The path most Florida producers don't know about
Captive and solo-independent aren't the only two options. There's a third path: independent agency ownership through a network model. Networks give you carrier access, technology, operational support, and a peer community while preserving your status as an independent owner. You build your own book, you own the equity in it, but you don't have to build the infrastructure from scratch.
The Nymble Collective is structured exactly for this — Florida producers who want independent ownership without the years of carrier-by-carrier appointment building. We provide the carrier network (90+ Florida-licensed carriers), the technology stack, the back-office support, and the peer mentorship.
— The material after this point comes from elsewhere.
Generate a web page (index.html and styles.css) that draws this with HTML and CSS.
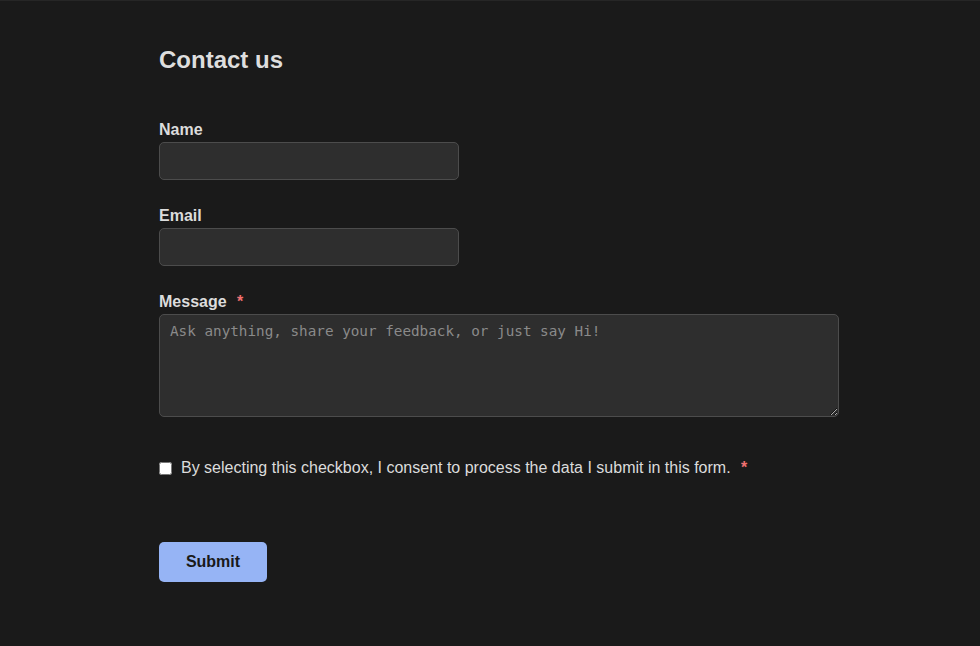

You bring the production. You own your book. Two operating models — Independent Member or Collective Member — let you pick the level of network integration that fits your goals.
For Florida producers considering the leap from captive to independent, this is the path that solves the biggest objection: "but I'd have to build everything from scratch." With a network, you don't.
How to decide
Three questions worth sitting with:
Where do you want to be financially in 25 years? If the answer involves an asset you can sell, captive math doesn't work as well. If it involves a steady paycheck and a pension-substitute, captive can.
Do you want to recommend the right carrier or the only carrier? Some producers love the simplicity of selling one carrier's products well. Others find it constraining. Honest answer matters more than aspirational answer.
How much operational complexity do you actually want? Building everything solo as an independent is a lot. Going captive is operationally simple but caps your upside. A network sits in the middle — you get the carrier access without building all the infrastructure.
The Florida market is large enough and complex enough that all three paths support real careers. The question is which one matches what you actually want from the next 25 years.